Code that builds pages

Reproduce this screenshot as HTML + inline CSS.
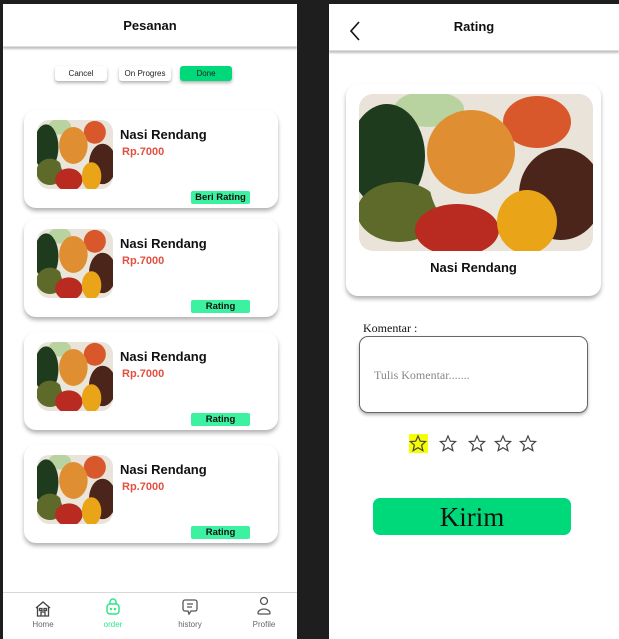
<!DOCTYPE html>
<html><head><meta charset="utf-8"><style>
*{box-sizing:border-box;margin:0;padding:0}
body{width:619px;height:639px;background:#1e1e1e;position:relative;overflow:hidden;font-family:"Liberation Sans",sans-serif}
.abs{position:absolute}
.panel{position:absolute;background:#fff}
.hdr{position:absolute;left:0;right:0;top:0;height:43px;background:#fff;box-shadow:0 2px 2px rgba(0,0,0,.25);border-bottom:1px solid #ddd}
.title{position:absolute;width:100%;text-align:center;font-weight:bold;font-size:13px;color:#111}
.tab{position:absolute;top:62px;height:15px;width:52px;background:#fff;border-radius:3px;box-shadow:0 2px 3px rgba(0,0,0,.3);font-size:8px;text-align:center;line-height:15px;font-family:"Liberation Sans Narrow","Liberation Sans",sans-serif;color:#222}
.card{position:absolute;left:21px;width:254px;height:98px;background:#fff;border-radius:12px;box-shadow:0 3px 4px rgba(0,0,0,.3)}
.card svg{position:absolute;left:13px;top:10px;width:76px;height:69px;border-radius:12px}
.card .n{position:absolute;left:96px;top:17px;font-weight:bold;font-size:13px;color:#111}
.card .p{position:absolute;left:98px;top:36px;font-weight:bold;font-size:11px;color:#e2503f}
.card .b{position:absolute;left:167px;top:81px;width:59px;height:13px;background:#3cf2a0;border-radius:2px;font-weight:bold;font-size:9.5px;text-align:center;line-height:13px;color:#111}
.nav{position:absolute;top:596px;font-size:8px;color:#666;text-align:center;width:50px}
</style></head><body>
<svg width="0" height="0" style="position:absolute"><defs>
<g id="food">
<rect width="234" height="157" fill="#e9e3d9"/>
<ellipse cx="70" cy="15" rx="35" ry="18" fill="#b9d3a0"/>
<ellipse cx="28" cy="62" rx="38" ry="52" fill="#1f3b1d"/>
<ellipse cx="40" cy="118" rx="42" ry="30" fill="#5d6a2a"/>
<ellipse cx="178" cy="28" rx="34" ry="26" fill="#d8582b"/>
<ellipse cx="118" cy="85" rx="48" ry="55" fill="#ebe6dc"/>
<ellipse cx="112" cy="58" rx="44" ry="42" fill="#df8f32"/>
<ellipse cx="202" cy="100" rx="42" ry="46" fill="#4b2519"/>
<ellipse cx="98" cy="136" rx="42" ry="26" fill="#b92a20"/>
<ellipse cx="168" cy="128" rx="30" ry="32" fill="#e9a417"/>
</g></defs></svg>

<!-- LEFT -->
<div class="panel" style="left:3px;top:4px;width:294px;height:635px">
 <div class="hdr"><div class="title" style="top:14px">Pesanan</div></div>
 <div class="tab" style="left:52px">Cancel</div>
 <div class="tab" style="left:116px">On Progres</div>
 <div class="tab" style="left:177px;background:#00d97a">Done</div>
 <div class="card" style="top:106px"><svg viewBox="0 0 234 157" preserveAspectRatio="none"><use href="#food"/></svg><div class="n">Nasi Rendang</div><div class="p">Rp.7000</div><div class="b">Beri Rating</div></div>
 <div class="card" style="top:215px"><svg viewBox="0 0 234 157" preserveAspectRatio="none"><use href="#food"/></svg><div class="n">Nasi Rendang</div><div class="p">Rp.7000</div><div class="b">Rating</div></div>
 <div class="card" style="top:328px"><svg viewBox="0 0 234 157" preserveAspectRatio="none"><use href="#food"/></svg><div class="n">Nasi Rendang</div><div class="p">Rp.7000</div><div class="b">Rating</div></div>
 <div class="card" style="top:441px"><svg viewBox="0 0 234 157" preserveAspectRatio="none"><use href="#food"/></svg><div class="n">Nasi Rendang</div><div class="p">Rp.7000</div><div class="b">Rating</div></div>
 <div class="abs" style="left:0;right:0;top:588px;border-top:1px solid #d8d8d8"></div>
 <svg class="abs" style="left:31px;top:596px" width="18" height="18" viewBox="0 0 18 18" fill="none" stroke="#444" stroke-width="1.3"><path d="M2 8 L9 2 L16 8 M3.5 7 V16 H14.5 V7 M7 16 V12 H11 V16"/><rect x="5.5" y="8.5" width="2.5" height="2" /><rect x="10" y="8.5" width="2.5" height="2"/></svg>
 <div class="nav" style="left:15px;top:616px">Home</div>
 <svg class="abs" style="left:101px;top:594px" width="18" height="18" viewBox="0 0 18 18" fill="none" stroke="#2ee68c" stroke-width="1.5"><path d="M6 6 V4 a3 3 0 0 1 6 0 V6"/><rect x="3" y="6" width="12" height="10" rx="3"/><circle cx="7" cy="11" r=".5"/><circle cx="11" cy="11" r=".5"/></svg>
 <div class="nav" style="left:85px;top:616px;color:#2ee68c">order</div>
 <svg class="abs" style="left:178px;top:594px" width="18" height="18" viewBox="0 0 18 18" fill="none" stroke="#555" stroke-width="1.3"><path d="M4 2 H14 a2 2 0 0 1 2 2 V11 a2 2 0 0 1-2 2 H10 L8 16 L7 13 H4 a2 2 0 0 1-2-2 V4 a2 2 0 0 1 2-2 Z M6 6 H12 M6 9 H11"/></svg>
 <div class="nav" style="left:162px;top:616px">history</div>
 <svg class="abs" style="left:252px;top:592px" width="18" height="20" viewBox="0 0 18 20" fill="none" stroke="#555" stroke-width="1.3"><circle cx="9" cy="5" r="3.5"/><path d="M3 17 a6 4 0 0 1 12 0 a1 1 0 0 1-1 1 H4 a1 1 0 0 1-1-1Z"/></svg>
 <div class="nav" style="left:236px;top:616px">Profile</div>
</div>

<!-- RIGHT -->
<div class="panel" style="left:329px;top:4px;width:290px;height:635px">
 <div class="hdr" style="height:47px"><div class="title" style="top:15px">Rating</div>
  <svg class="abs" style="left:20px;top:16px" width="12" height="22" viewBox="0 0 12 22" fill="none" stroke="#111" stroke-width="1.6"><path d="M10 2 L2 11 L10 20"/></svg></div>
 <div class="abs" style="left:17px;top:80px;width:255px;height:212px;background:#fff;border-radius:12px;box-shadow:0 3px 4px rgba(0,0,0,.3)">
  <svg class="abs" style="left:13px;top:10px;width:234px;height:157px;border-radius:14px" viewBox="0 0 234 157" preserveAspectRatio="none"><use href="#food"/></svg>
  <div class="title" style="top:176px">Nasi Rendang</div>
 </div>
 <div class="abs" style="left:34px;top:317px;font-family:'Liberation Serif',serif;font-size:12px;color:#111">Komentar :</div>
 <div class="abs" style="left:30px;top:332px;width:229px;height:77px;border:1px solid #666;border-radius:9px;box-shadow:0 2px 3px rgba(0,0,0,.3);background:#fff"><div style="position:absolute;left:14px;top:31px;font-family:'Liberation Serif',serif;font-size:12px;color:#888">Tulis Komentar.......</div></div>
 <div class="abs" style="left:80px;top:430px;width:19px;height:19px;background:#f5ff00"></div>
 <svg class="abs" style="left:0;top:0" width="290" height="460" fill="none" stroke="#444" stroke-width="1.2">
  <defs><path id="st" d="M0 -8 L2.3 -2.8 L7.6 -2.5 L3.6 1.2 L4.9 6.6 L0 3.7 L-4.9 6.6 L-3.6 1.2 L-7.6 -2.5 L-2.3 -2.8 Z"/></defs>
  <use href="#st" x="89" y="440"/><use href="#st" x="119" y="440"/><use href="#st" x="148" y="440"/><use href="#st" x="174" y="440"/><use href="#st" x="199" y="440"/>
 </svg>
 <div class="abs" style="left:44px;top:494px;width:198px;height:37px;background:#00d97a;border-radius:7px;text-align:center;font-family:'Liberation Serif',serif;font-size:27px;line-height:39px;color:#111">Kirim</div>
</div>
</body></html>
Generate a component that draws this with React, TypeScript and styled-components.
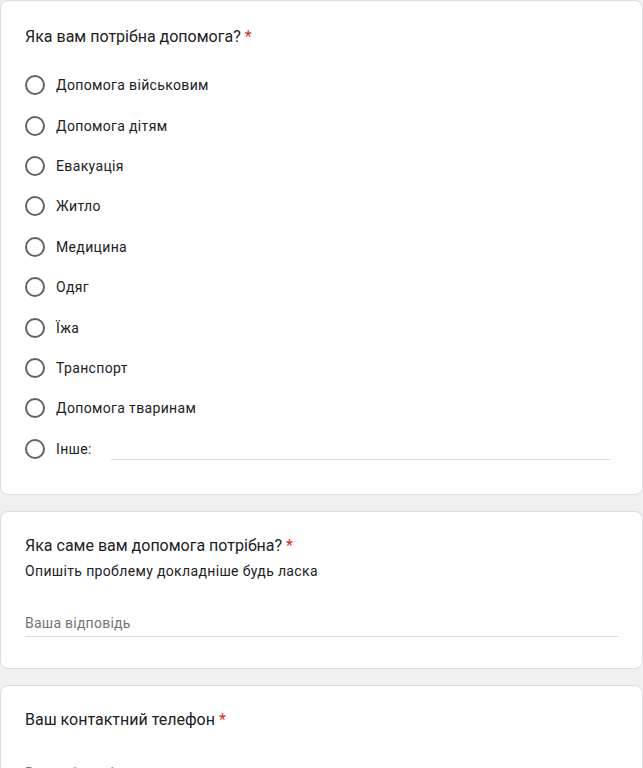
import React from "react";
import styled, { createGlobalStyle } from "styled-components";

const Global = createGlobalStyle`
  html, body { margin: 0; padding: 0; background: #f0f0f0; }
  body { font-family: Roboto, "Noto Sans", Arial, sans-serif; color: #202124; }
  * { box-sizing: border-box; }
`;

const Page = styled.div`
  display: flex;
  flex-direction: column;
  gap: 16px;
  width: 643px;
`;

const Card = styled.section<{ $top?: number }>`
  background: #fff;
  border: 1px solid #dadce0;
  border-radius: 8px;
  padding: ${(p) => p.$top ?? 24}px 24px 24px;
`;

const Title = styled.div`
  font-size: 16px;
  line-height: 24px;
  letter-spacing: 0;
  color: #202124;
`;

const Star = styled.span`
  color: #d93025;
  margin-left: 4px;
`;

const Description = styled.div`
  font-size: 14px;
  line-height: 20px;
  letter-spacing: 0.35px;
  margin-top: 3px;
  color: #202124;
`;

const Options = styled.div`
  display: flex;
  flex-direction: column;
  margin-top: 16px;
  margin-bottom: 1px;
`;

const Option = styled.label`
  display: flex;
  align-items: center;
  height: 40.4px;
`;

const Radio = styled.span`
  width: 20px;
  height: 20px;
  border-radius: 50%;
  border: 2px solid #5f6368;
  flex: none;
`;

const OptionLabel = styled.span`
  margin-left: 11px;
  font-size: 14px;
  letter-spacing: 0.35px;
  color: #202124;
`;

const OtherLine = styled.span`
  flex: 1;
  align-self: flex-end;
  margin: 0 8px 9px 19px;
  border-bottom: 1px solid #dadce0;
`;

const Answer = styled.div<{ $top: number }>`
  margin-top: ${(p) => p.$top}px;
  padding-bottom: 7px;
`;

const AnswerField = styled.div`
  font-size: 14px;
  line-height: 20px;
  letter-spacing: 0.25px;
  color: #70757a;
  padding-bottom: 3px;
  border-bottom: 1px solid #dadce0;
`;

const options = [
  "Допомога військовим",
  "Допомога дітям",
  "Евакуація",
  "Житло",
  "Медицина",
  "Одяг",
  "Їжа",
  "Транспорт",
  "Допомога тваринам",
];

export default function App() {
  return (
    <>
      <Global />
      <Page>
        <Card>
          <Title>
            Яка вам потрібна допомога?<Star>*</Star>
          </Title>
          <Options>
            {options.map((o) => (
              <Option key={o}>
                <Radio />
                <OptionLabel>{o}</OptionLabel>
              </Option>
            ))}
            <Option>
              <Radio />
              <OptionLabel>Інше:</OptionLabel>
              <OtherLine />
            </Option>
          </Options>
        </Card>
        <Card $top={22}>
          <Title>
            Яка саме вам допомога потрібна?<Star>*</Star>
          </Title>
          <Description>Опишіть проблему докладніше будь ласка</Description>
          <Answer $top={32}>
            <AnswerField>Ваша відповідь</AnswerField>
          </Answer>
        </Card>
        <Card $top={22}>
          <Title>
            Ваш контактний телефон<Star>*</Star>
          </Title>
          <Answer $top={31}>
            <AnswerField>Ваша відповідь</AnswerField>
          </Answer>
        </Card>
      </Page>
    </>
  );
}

## Aim of the exercise
Look above for lines with the word "React" and copy them all.

## Solution for this problem
Generate a component that draws this with React, TypeScript and styled-components.
import React from "react";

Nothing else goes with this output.